On Wednesday, July 04, 2012, Alan Stern wrote:
> On Wed, 4 Jul 2012, AceLan Kao wrote:
> 
> > We contacted the ASUS' BIOS engineer and try to verify this issue, for
> > it happened
> > on many ASUS' machines. Then they found that the system hangs in their
> > BIOS code.
> > The code will try to disable the USB if they found the PCI COMMAND
> > register is not zero.
> > 
> > That's not a correct behavior that BIOS should do, the PCI COMMAND
> > register is not
> > represent if the USB is disabled or not, It's a workaround they tried to fix
> > another issue in windows long time ago, but ASUS' BIOS engineer refuse to remove
> > that part of code. But windows will clear the PCI COMMAND register if
> > windows is already
> > disabled the USB.
> > So, I try to write this quirk.
> 
> > > Is there any reason not to clear the PCI COMMAND register of every PCI
> > > USB host controller when entering S3?
> > Quote from ASUS, they only mentioned EHCI
> > ---------
> > BIOS will check EHCI command register PCI regiter offset 04h to see if
> > USB is disabled or not.
> > Because regiter offset 04h is not cleared, BIOS think USB is not disabled.
> > Then BIOS will try to disabled USB, but the USB is disabled by Ubuntu
> > already.

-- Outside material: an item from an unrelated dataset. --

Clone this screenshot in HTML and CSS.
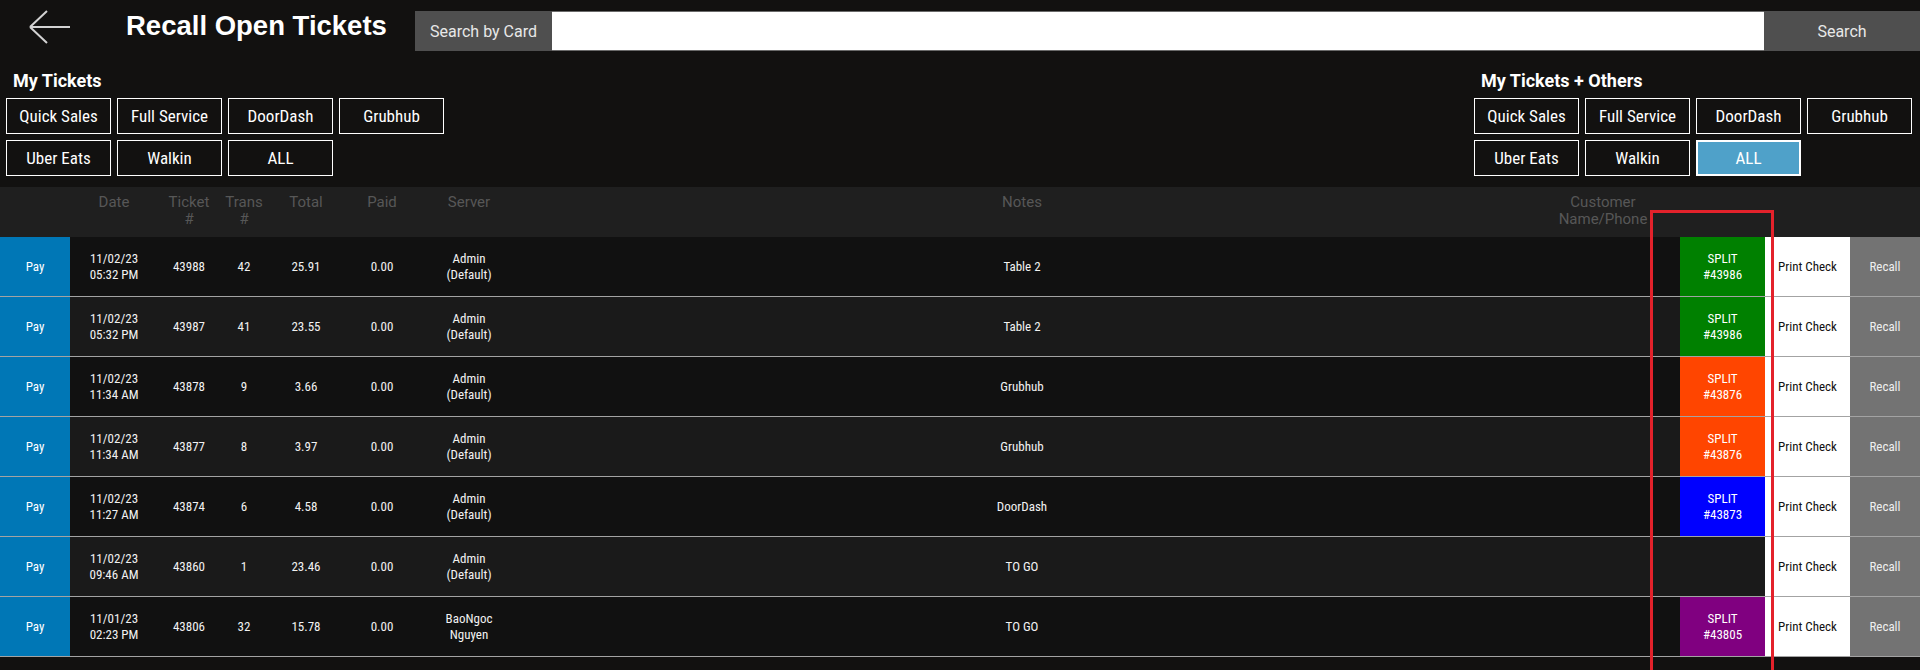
FILE: index.html
```html
<!DOCTYPE html>
<html lang="en">
<head>
  <meta charset="UTF-8">
  <title>Recall Open Tickets</title>
  <link rel="stylesheet" href="styles.css">
</head>
<body>
  <div class="topbar">
    <button class="back-btn" aria-label="Back">
      <svg width="42" height="34" viewBox="0 0 42 34">
        <path d="M1 17 H41 M1 17 L18 1 M1 17 L18 33" fill="none" stroke="#d2d2d2" stroke-width="2"/>
      </svg>
    </button>
    <h1 class="title">Recall Open Tickets</h1>
    <div class="search">
      <span class="search-label">Search by Card</span>
      <input class="search-input" type="text">
      <button class="search-btn">Search</button>
    </div>
  </div>

  <div class="filters">
    <div class="filter-group">
      <div class="filter-title">My Tickets</div>
      <div class="filter-grid">
        <button>Quick Sales</button>
        <button>Full Service</button>
        <button>DoorDash</button>
        <button>Grubhub</button>
        <button>Uber Eats</button>
        <button>Walkin</button>
        <button>ALL</button>
      </div>
    </div>
    <div class="filter-group">
      <div class="filter-title">My Tickets + Others</div>
      <div class="filter-grid">
        <button>Quick Sales</button>
        <button>Full Service</button>
        <button>DoorDash</button>
        <button>Grubhub</button>
        <button>Uber Eats</button>
        <button>Walkin</button>
        <button class="active">ALL</button>
      </div>
    </div>
  </div>

  <table class="tickets">
    <colgroup>
      <col style="width:70px"><col style="width:88px"><col style="width:62px"><col style="width:48px">
      <col style="width:76px"><col style="width:76px"><col style="width:98px"><col style="width:1008px">
      <col style="width:154px"><col style="width:85px"><col style="width:85px"><col style="width:70px">
    </colgroup>
    <thead>
      <tr>
        <th></th>
        <th>Date</th>
        <th>Ticket<br>#</th>
        <th>Trans<br>#</th>
        <th>Total</th>
        <th>Paid</th>
        <th>Server</th>
        <th>Notes</th>
        <th>Customer<br>Name/Phone</th>
        <th></th>
        <th></th>
        <th></th>
      </tr>
    </thead>
    <tbody>
      <tr>
        <td class="pay">Pay</td>
        <td>11/02/23<br>05:32 PM</td>
        <td>43988</td>
        <td>42</td>
        <td>25.91</td>
        <td>0.00</td>
        <td>Admin<br>(Default)</td>
        <td>Table 2</td>
        <td></td>
        <td class="split green">SPLIT<br>#43986</td>
        <td class="print">Print Check</td>
        <td class="recall">Recall</td>
      </tr>
      <tr>
        <td class="pay">Pay</td>
        <td>11/02/23<br>05:32 PM</td>
        <td>43987</td>
        <td>41</td>
        <td>23.55</td>
        <td>0.00</td>
        <td>Admin<br>(Default)</td>
        <td>Table 2</td>
        <td></td>
        <td class="split green">SPLIT<br>#43986</td>
        <td class="print">Print Check</td>
        <td class="recall">Recall</td>
      </tr>
      <tr>
        <td class="pay">Pay</td>
        <td>11/02/23<br>11:34 AM</td>
        <td>43878</td>
        <td>9</td>
        <td>3.66</td>
        <td>0.00</td>
        <td>Admin<br>(Default)</td>
        <td>Grubhub</td>
        <td></td>
        <td class="split orange">SPLIT<br>#43876</td>
        <td class="print">Print Check</td>
        <td class="recall">Recall</td>
      </tr>
      <tr>
        <td class="pay">Pay</td>
        <td>11/02/23<br>11:34 AM</td>
        <td>43877</td>
        <td>8</td>
        <td>3.97</td>
        <td>0.00</td>
        <td>Admin<br>(Default)</td>
        <td>Grubhub</td>
        <td></td>
        <td class="split orange">SPLIT<br>#43876</td>
        <td class="print">Print Check</td>
        <td class="recall">Recall</td>
      </tr>
      <tr>
        <td class="pay">Pay</td>
        <td>11/02/23<br>11:27 AM</td>
        <td>43874</td>
        <td>6</td>
        <td>4.58</td>
        <td>0.00</td>
        <td>Admin<br>(Default)</td>
        <td>DoorDash</td>
        <td></td>
        <td class="split blue">SPLIT<br>#43873</td>
        <td class="print">Print Check</td>
        <td class="recall">Recall</td>
      </tr>
      <tr>
        <td class="pay">Pay</td>
        <td>11/02/23<br>09:46 AM</td>
        <td>43860</td>
        <td>1</td>
        <td>23.46</td>
        <td>0.00</td>
        <td>Admin<br>(Default)</td>
        <td>TO GO</td>
        <td></td>
        <td></td>
        <td class="print">Print Check</td>
        <td class="recall">Recall</td>
      </tr>
      <tr>
        <td class="pay">Pay</td>
        <td>11/01/23<br>02:23 PM</td>
        <td>43806</td>
        <td>32</td>
        <td>15.78</td>
        <td>0.00</td>
        <td>BaoNgoc<br>Nguyen</td>
        <td>TO GO</td>
        <td></td>
        <td class="split purple">SPLIT<br>#43805</td>
        <td class="print">Print Check</td>
        <td class="recall">Recall</td>
      </tr>
    </tbody>
  </table>

  <div class="highlight"></div>
</body>
</html>
```

FILE: styles.css
```css
html, body {
  height: 100%;
  overflow: hidden;
}

body {
  margin: 0;
  position: relative;
  background-color: #121110;
  color: #fff;
  font-family: Roboto, 'Noto Sans', sans-serif;
}

button {
  font-family: inherit;
  cursor: pointer;
}

/* top bar */
.topbar {
  display: flex;
  align-items: flex-start;
  padding-top: 10px;
  height: 41px;
}

.back-btn {
  background: none;
  border: none;
  padding: 0;
  margin-left: 29px;
  width: 42px;
  height: 34px;
}

.back-btn svg {
  display: block;
}

.title {
  margin: 1px 0 0 55px;
  width: 289px;
  font-family: 'Liberation Sans', Arial, sans-serif;
  font-size: 27.5px;
  line-height: 30px;
  font-weight: bold;
  white-space: nowrap;
}

.search {
  flex: 1;
  display: flex;
  height: 40px;
  margin-top: 1px;
}

.search-label {
  width: 137px;
  background-color: #4f4f4f;
  color: #e8e8e8;
  font-size: 16px;
  display: flex;
  align-items: center;
  justify-content: center;
}

.search-input {
  flex: 1;
  margin: 0;
  border: none;
  border-top: 1px solid #6a6a6a;
  border-bottom: 1px solid #6a6a6a;
  background-color: #fff;
  outline: none;
}

.search-btn {
  width: 156px;
  border: none;
  background-color: #4f4f4f;
  color: #e8e8e8;
  font-size: 16px;
}

/* filter buttons */
.filters {
  display: flex;
  justify-content: space-between;
  padding: 19px 8px 11px 6px;
}

.filter-title {
  font-size: 18px;
  font-weight: bold;
  line-height: 22px;
  padding-left: 7px;
  margin-bottom: 6px;
}

.filter-grid {
  display: grid;
  grid-template-columns: repeat(4, 105px);
  grid-auto-rows: 36px;
  gap: 6px;
}

.filter-grid button {
  background-color: transparent;
  color: #fff;
  border: 1px solid #fff;
  font-size: 17px;
  font-stretch: 85%;
  padding: 0;
}

.filter-grid button.active {
  background-color: #4fa1c9;
  border-width: 2px;
}

/* tickets table */
.tickets {
  width: 1920px;
  border-collapse: collapse;
  table-layout: fixed;
}

.tickets th {
  height: 50px;
  padding: 7px 0 0;
  box-sizing: border-box;
  vertical-align: top;
  background-color: #1f1f1f;
  color: #575757;
  font-weight: normal;
  font-size: 15px;
  line-height: 17px;
}

.tickets td {
  height: 59px;
  padding: 0;
  text-align: center;
  vertical-align: middle;
  border-bottom: 1px solid #a3a3a3;
  font-size: 13px;
  font-stretch: 85%;
  line-height: 16px;
  color: #f2f2f2;
}

.tickets tbody tr:nth-child(odd) {
  background-color: #111111;
}

.tickets tbody tr:nth-child(even) {
  background-color: #1a1a1a;
}

.tickets td.pay {
  background-color: #0077b6;
  color: #fff;
}

.tickets td.split {
  color: #fff;
}

.split.green { background-color: #008000; }
.split.orange { background-color: #ff4500; }
.split.blue { background-color: #0000ff; }
.split.purple { background-color: #800080; }

.tickets td.print {
  background-color: #fff;
  color: #111;
}

.tickets td.recall {
  background-color: #737373;
  color: #eee;
}

/* red annotation box, runs off the bottom edge */
.highlight {
  position: absolute;
  left: 1650px;
  top: 210px;
  width: 118px;
  height: 457px;
  border: 3px solid #e3222b;
  border-bottom: none;
  pointer-events: none;
}
```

This conflict will cause system hang.
> > ASUS think since Ubuntu will disable USB, it also need to clear the
> > register too.
> > ---------
> 
> How about this patch instead?  (I haven't tested it yet...)
> 
> Rafael, does this seem okay with no special quirk flag?  Or should the 
> command register be cleared as part of the USB code?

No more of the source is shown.